April 27, 2026 - 00:18

After decades of introducing himself as "VP of Operations," he now stumbles over the simplest question at parties—not because he's forgotten his name, but because nobody warned him that retiring from a career meant losing the only identity he'd ever known. Psychological research now reveals that the widespread struggle among baby boomers in retirement is not rooted in laziness or a lack of hobbies, but in a profound identity crisis that was decades in the making.
For roughly fifty years, the average boomer answered the question "Who are you?" with the same response they gave to "What do you do?" Their job title became their self-definition, their professional role their primary source of purpose and social validation. The workplace provided not just income, but a structured sense of belonging, daily routine, and a clear answer to life's most fundamental question. When retirement abruptly removed that answer, many were left staring into an existential void.

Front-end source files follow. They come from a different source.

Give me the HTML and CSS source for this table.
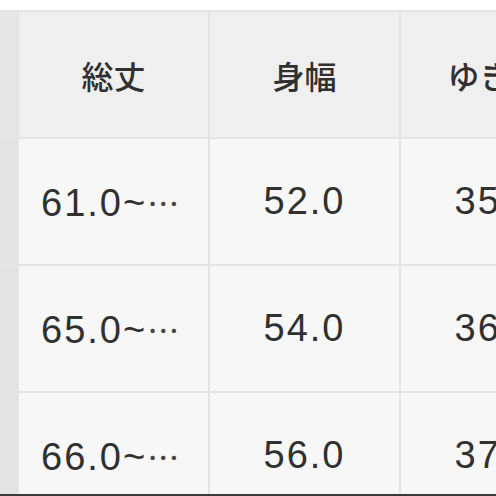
FILE: index.html
```html
<!DOCTYPE html>
<html lang="ja">
<head>
<meta charset="utf-8">
<link rel="stylesheet" href="styles.css">
</head>
<body>
<div class="page">
  <table class="size-table">
    <tr class="head">
      <td class="side"></td>
      <th>総丈</th>
      <th>身幅</th>
      <th>ゆき丈</th>
    </tr>
    <tr>
      <td class="side"></td>
      <td class="trunc">61.0~<span class="dots">…</span></td>
      <td>52.0</td>
      <td>35.0</td>
    </tr>
    <tr>
      <td class="side"></td>
      <td class="trunc">65.0~<span class="dots">…</span></td>
      <td>54.0</td>
      <td>36.0</td>
    </tr>
    <tr>
      <td class="side"></td>
      <td class="trunc">66.0~<span class="dots">…</span></td>
      <td>56.0</td>
      <td>37.0</td>
    </tr>
  </table>
</div>
</body>
</html>
```
FILE: styles.css
```css
html, body {
  margin: 0;
  padding: 0;
  background: #ffffff;
  overflow: hidden;
}
.page {
  width: 496px;
  height: 496px;
  overflow: hidden;
  padding-top: 10px;
  box-sizing: border-box;
  border-bottom: 2px solid #3a3a3a;
}
.size-table {
  border-collapse: collapse;
  table-layout: fixed;
  width: 591px;
  font-family: "Liberation Sans", "Noto Sans CJK JP", sans-serif;
  color: #303030;
}
.size-table td, .size-table th {
  border: 2px solid #e4e4e4;
  width: 191px;
  height: 127px;
  padding: 0 22px;
  text-align: center;
  vertical-align: middle;
  background: #f7f7f7;
  font-size: 38px;
  letter-spacing: 2px;
  font-weight: 400;
  white-space: nowrap;
  overflow: hidden;
  box-sizing: border-box;
}
.size-table th {
  background: #efefef;
  font-family: "Noto Sans CJK JP", sans-serif;
  font-size: 32px;
  letter-spacing: 0;
  font-weight: 500;
}
.size-table td.side {
  width: 18px;
  padding: 0;
  background: #e3e3e3;
  border-left: none;
}
.size-table tr.head td.side {
  background: #e6e6e6;
}
.size-table td.trunc {
  text-align: left;
  padding-left: 22px;
}
.dots {
  font-family: "Noto Sans CJK JP", sans-serif;
  font-size: 32px;
  letter-spacing: 0;
  color: #444444;
}
```
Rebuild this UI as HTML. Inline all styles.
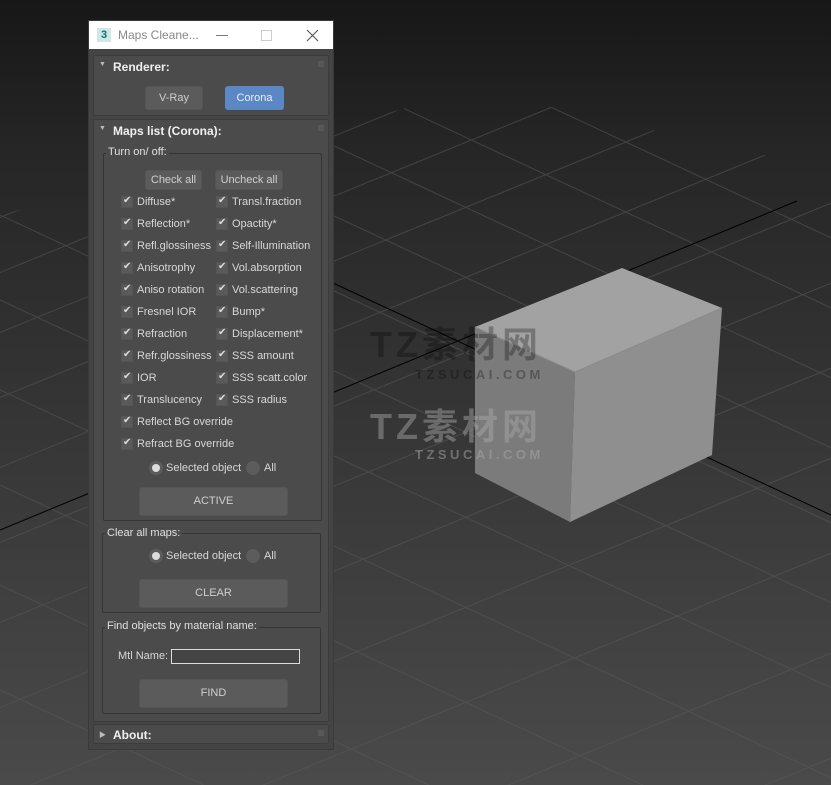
<!DOCTYPE html>
<html style="overflow:hidden"><head><meta charset="utf-8"><style>
*{margin:0;padding:0;box-sizing:border-box}
html,body{width:831px;height:785px;overflow:hidden}
body{position:relative;font-family:"Liberation Sans","Noto Sans CJK SC",sans-serif;font-size:11px;color:#d8d8d8;background:linear-gradient(#171717 0,#262626 150px,#3a3a3a 500px,#4a4a4a 785px)}
.a{position:absolute}
.win{left:88px;top:20px;width:246px;height:730px;background:#444;border:1px solid #3a3a3a}
.title{left:0;top:0;width:244px;height:28px;background:#fff;color:#888;font-size:12px}
.ro{background:#4b4b4b;border:1px solid #3c3c3c;border-radius:2px}
.hd{font-weight:bold;color:#f0f0f0;font-size:12px}
.tri{font-size:7px;color:#bbb}
.dots{width:6px;height:6px;background-image:radial-gradient(#777 0.7px,transparent 0.8px);background-size:2px 2px;}
.grp{border:1px solid #353535;border-radius:2px}
.gl{background:#4b4b4b;padding:0 2px;color:#e0e0e0}
.btn{background:#5b5b5b;border-radius:3px;text-align:center;color:#cfcfcf;border:1px solid #555}
.cb{width:12px;height:12px;background:#5a5a5a;border:1px solid #555}
.cb:after{content:"✔";position:absolute;left:1px;top:-2px;font-size:10px;color:#ddd}
.rad{width:14px;height:14px;border-radius:50%;background:#5c5c5c}
.rad.on:after{content:"";position:absolute;left:3px;top:3px;width:8px;height:8px;border-radius:50%;background:#ddd}
.wm{font-weight:bold;font-size:36px;letter-spacing:4px;white-space:nowrap}
.wm2{font-weight:bold;font-size:13px;letter-spacing:3.5px;white-space:nowrap}
</style></head><body>
<svg class="a" style="left:0;top:0" width="831" height="785">
<defs><clipPath id="c"><polygon points="0,215 475,90 831,170 831,785 0,785"/></clipPath></defs>
<g clip-path="url(#c)" stroke="#5a5a5a" stroke-width="1" opacity="0.55">
<line x1="-300" y1="290" x2="900" y2="-200"/><line x1="-300" y1="340" x2="900" y2="-150"/><line x1="-300" y1="395" x2="900" y2="-95"/><line x1="-300" y1="455" x2="900" y2="-35"/><line x1="-300" y1="520" x2="900" y2="30"/><line x1="-300" y1="590" x2="900" y2="100"/><line x1="-300" y1="665" x2="900" y2="175"/><line x1="-300" y1="745" x2="900" y2="255"/><line x1="-300" y1="830" x2="900" y2="340"/><line x1="-300" y1="920" x2="900" y2="430"/><line x1="-300" y1="1015" x2="900" y2="525"/><line x1="-300" y1="1115" x2="900" y2="625"/><line x1="-300" y1="1220" x2="900" y2="730"/>
<line x1="0" y1="-150" x2="900" y2="270"/><line x1="0" y1="-80" x2="900" y2="340"/><line x1="0" y1="-10" x2="900" y2="410"/><line x1="0" y1="60" x2="900" y2="480"/><line x1="0" y1="135" x2="900" y2="555"/><line x1="0" y1="215" x2="900" y2="635"/><line x1="0" y1="300" x2="900" y2="720"/><line x1="0" y1="390" x2="900" y2="810"/><line x1="0" y1="485" x2="900" y2="905"/><line x1="0" y1="585" x2="900" y2="1005"/><line x1="0" y1="690" x2="900" y2="1110"/><line x1="0" y1="800" x2="900" y2="1220"/>
</g>
<line x1="0" y1="530" x2="797" y2="201" stroke="#000" stroke-width="1"/>
<line x1="333" y1="283" x2="831" y2="515" stroke="#000" stroke-width="1"/>
<polygon points="622,268 722,308 575,372 475,327" fill="#a2a2a2"/>
<polygon points="475,327 575,372 570,522 475,473" fill="#7b7b7b"/>
<polygon points="575,372 722,308 712,455 570,522" fill="#8f8f8f"/>
<polyline points="475,327 575,372 722,308" fill="none" stroke="#8a8a8a" stroke-width="1"/>
</svg>
<div class="a wm" style="left:370px;top:316px;color:rgba(0,0,0,0.28)">TZ素材网</div>
<div class="a wm2" style="left:415px;top:367px;color:rgba(0,0,0,0.3)">TZSUCAI.COM</div>
<div class="a wm" style="left:370px;top:398px;color:rgba(170,170,170,0.45)">TZ素材网</div>
<div class="a wm2" style="left:415px;top:447px;color:rgba(170,170,170,0.5)">TZSUCAI.COM</div>

<div class="a win">
 <div class="a title">
  <div class="a" style="left:8px;top:7px;width:14px;height:14px;background:#cde8e6;color:#156b73;font-weight:bold;font-size:11px;text-align:center;line-height:14px">3</div>
  <div class="a" style="left:29px;top:7px">Maps Cleane...</div>
  <svg class="a" style="left:120px;top:6px" width="120" height="16">
   <line x1="7" y1="8.5" x2="19" y2="8.5" stroke="#777" stroke-width="1"/>
   <rect x="52.5" y="3.5" width="10" height="10" fill="none" stroke="#ccc"/>
   <path d="M98 3L109 14M109 3L98 14" stroke="#555" stroke-width="1.1"/>
  </svg>
 </div>
 <div class="a ro" style="left:4px;top:34px;width:236px;height:61px">
  <div class="a tri" style="left:5px;top:5px">▼</div>
  <div class="a hd" style="left:19px;top:4px">Renderer:</div>
  <div class="a dots" style="left:224px;top:5px"></div>
  <div class="a btn" style="left:51px;top:30px;width:58px;height:24px;line-height:22px">V-Ray</div>
  <div class="a btn" style="left:131px;top:30px;width:59px;height:24px;line-height:22px;background:#5b87c4;border-color:#5b87c4;color:#e8eef8">Corona</div>
 </div>
 <div class="a ro" style="left:4px;top:98px;width:236px;height:603px">
  <div class="a tri" style="left:5px;top:5px">▼</div>
  <div class="a hd" style="left:19px;top:4px">Maps list (Corona):</div>
  <div class="a dots" style="left:224px;top:5px"></div>
  <div class="a grp" style="left:9px;top:33px;width:219px;height:368px"></div>
  <div class="a gl" style="left:12px;top:26px">Turn on/ off:</div>
  <div class="a btn" style="left:51px;top:50px;width:57px;height:20px;line-height:18px">Check all</div>
  <div class="a btn" style="left:121px;top:50px;width:68px;height:20px;line-height:18px">Uncheck all</div>
 </div>
 <div id="rows"></div>
 <div class="a rad on" style="left:60px;top:440px"></div><div class="a" style="left:77px;top:441px">Selected object</div>
 <div class="a rad" style="left:157px;top:440px"></div><div class="a" style="left:175px;top:441px">All</div>
 <div class="a btn" style="left:50px;top:466px;width:149px;height:29px;line-height:27px;font-size:11px">ACTIVE</div>
 <div class="a grp" style="left:13px;top:512px;width:219px;height:80px"></div>
 <div class="a gl" style="left:16px;top:506px">Clear all maps:</div>
 <div class="a rad on" style="left:60px;top:528px"></div><div class="a" style="left:77px;top:529px">Selected object</div>
 <div class="a rad" style="left:157px;top:528px"></div><div class="a" style="left:175px;top:529px">All</div>
 <div class="a btn" style="left:50px;top:558px;width:149px;height:29px;line-height:27px;font-size:11px">CLEAR</div>
 <div class="a grp" style="left:13px;top:606px;width:219px;height:87px"></div>
 <div class="a gl" style="left:16px;top:599px">Find objects by material name:</div>
 <div class="a" style="left:29px;top:629px">Mtl Name:</div>
 <div class="a" style="left:82px;top:628px;width:129px;height:15px;border:1px solid #ddd;background:#444"></div>
 <div class="a btn" style="left:50px;top:658px;width:149px;height:29px;line-height:27px;font-size:11px">FIND</div>
 <div class="a ro" style="left:4px;top:703px;width:236px;height:20px">
  <div class="a tri" style="left:5px;top:5px">▶</div>
  <div class="a hd" style="left:19px;top:3px">About:</div>
  <div class="a dots" style="left:224px;top:5px"></div>
 </div>
</div>
<script>
var L=["Diffuse*","Reflection*","Refl.glossiness","Anisotrophy","Aniso rotation","Fresnel IOR","Refraction","Refr.glossiness","IOR","Translucency","Reflect BG override","Refract BG override"];
var R=["Transl.fraction","Opactity*","Self-Illumination","Vol.absorption","Vol.scattering","Bump*","Displacement*","SSS amount","SSS scatt.color","SSS radius"];
var h="";
for(var i=0;i<L.length;i++){var y=174+i*22;h+='<div class="a cb" style="left:32px;top:'+(y+1)+'px"></div><div class="a" style="left:48px;top:'+(y+1)+'px">'+L[i]+'</div>';}
for(var i=0;i<R.length;i++){var y=174+i*22;h+='<div class="a cb" style="left:127px;top:'+(y+1)+'px"></div><div class="a" style="left:143px;top:'+(y+1)+'px">'+R[i]+'</div>';}
document.getElementById("rows").outerHTML=h;
</script>
</body></html>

The problem, psychologists explain, is that nobody ever taught this generation that those two questions—identity and occupation—are supposed to be different. Without a separate sense of self built on personal passions, relationships, or intrinsic values, retirement feels less like freedom and more like erasure. The result is not boredom, but genuine grief over a lost self. This explains why so many retirees report feelings of depression, aimlessness, and social withdrawal, even when they have ample time and resources for leisure.
The solution, experts suggest, is not to find more hobbies, but to undertake the difficult work of rebuilding an identity separate from employment—a task that should ideally begin long before the retirement party.